## [Prompt]
Write out each line word for word. Drop pictures.

## Begin Items

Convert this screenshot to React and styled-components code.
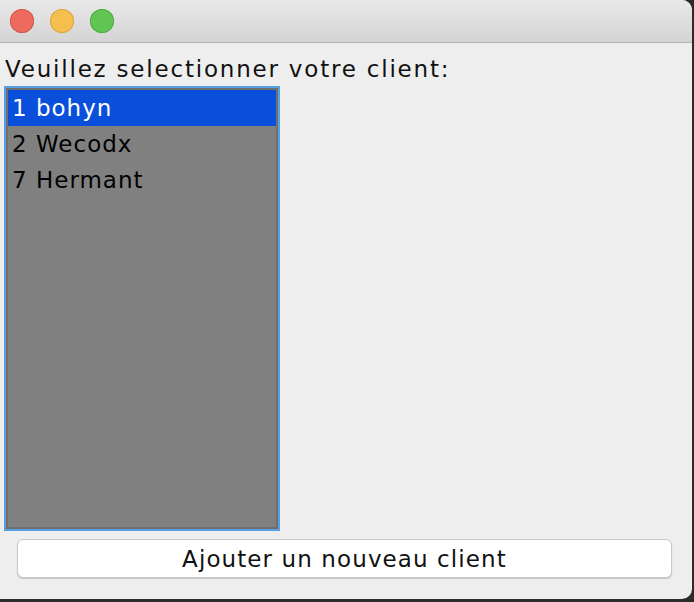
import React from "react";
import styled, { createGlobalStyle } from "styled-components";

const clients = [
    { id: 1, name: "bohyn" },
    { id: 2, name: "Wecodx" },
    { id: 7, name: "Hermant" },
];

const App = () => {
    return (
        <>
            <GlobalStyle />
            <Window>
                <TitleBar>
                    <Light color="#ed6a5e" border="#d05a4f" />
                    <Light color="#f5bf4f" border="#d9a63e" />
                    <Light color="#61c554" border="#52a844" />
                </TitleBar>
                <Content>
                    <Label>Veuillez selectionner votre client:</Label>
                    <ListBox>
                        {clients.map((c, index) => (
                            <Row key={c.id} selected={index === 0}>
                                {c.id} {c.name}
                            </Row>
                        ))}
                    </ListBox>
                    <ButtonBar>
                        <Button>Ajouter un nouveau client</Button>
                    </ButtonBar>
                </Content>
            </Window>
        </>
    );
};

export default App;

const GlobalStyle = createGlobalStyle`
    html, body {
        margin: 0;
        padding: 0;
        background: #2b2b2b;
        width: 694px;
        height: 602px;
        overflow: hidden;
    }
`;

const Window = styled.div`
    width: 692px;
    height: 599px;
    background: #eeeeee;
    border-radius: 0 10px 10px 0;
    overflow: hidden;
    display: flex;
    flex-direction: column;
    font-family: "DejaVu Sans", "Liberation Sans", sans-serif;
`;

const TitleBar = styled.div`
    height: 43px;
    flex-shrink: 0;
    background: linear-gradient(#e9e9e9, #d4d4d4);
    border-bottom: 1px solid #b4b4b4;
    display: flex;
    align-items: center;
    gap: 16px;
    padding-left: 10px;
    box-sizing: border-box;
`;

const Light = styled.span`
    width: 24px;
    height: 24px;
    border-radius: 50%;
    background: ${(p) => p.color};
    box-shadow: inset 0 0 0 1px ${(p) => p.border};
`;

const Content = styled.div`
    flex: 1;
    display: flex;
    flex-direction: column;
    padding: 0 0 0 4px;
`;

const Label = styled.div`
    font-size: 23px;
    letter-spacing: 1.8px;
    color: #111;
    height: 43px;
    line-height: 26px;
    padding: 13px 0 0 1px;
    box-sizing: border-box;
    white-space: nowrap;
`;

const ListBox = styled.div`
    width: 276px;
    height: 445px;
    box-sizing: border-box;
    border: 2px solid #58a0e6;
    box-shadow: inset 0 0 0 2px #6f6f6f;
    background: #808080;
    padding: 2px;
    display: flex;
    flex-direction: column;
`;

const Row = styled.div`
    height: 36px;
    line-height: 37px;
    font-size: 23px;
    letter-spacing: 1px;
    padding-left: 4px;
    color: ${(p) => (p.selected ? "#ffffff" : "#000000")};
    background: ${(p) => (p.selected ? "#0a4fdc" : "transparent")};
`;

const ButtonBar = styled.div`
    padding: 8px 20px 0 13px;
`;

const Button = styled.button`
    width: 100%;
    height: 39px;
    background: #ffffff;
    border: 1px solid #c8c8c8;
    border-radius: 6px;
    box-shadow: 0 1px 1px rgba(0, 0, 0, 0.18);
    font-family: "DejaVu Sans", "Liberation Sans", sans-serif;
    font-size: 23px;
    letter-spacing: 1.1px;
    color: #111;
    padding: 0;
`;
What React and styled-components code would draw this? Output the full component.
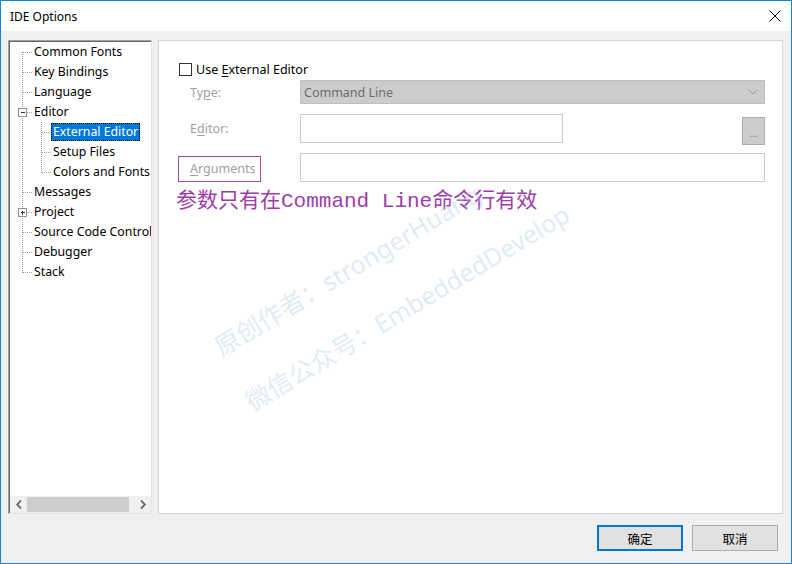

## End Items

## [Solution to the problem]
Convert this screenshot to React and styled-components code.
import React from "react";
import styled, { createGlobalStyle } from "styled-components";

const clients = [
    { id: 1, name: "bohyn" },
    { id: 2, name: "Wecodx" },
    { id: 7, name: "Hermant" },
];

const App = () => {
    return (
        <>
            <GlobalStyle />
            <Window>
                <TitleBar>
                    <Light color="#ed6a5e" border="#d05a4f" />
                    <Light color="#f5bf4f" border="#d9a63e" />
                    <Light color="#61c554" border="#52a844" />
                </TitleBar>
                <Content>
                    <Label>Veuillez selectionner votre client:</Label>
                    <ListBox>
                        {clients.map((c, index) => (
                            <Row key={c.id} selected={index === 0}>
                                {c.id} {c.name}
                            </Row>
                        ))}
                    </ListBox>
                    <ButtonBar>
                        <Button>Ajouter un nouveau client</Button>
                    </ButtonBar>
                </Content>
            </Window>
        </>
    );
};

export default App;

const GlobalStyle = createGlobalStyle`
    html, body {
        margin: 0;
        padding: 0;
        background: #2b2b2b;
        width: 694px;
        height: 602px;
        overflow: hidden;
    }
`;

const Window = styled.div`
    width: 692px;
    height: 599px;
    background: #eeeeee;
    border-radius: 0 10px 10px 0;
    overflow: hidden;
    display: flex;
    flex-direction: column;
    font-family: "DejaVu Sans", "Liberation Sans", sans-serif;
`;

const TitleBar = styled.div`
    height: 43px;
    flex-shrink: 0;
    background: linear-gradient(#e9e9e9, #d4d4d4);
    border-bottom: 1px solid #b4b4b4;
    display: flex;
    align-items: center;
    gap: 16px;
    padding-left: 10px;
    box-sizing: border-box;
`;

const Light = styled.span`
    width: 24px;
    height: 24px;
    border-radius: 50%;
    background: ${(p) => p.color};
    box-shadow: inset 0 0 0 1px ${(p) => p.border};
`;

const Content = styled.div`
    flex: 1;
    display: flex;
    flex-direction: column;
    padding: 0 0 0 4px;
`;

const Label = styled.div`
    font-size: 23px;
    letter-spacing: 1.8px;
    color: #111;
    height: 43px;
    line-height: 26px;
    padding: 13px 0 0 1px;
    box-sizing: border-box;
    white-space: nowrap;
`;

const ListBox = styled.div`
    width: 276px;
    height: 445px;
    box-sizing: border-box;
    border: 2px solid #58a0e6;
    box-shadow: inset 0 0 0 2px #6f6f6f;
    background: #808080;
    padding: 2px;
    display: flex;
    flex-direction: column;
`;

const Row = styled.div`
    height: 36px;
    line-height: 37px;
    font-size: 23px;
    letter-spacing: 1px;
    padding-left: 4px;
    color: ${(p) => (p.selected ? "#ffffff" : "#000000")};
    background: ${(p) => (p.selected ? "#0a4fdc" : "transparent")};
`;

const ButtonBar = styled.div`
    padding: 8px 20px 0 13px;
`;

const Button = styled.button`
    width: 100%;
    height: 39px;
    background: #ffffff;
    border: 1px solid #c8c8c8;
    border-radius: 6px;
    box-shadow: 0 1px 1px rgba(0, 0, 0, 0.18);
    font-family: "DejaVu Sans", "Liberation Sans", sans-serif;
    font-size: 23px;
    letter-spacing: 1.1px;
    color: #111;
    padding: 0;
`;
What React and styled-components code would draw this? Output the full component.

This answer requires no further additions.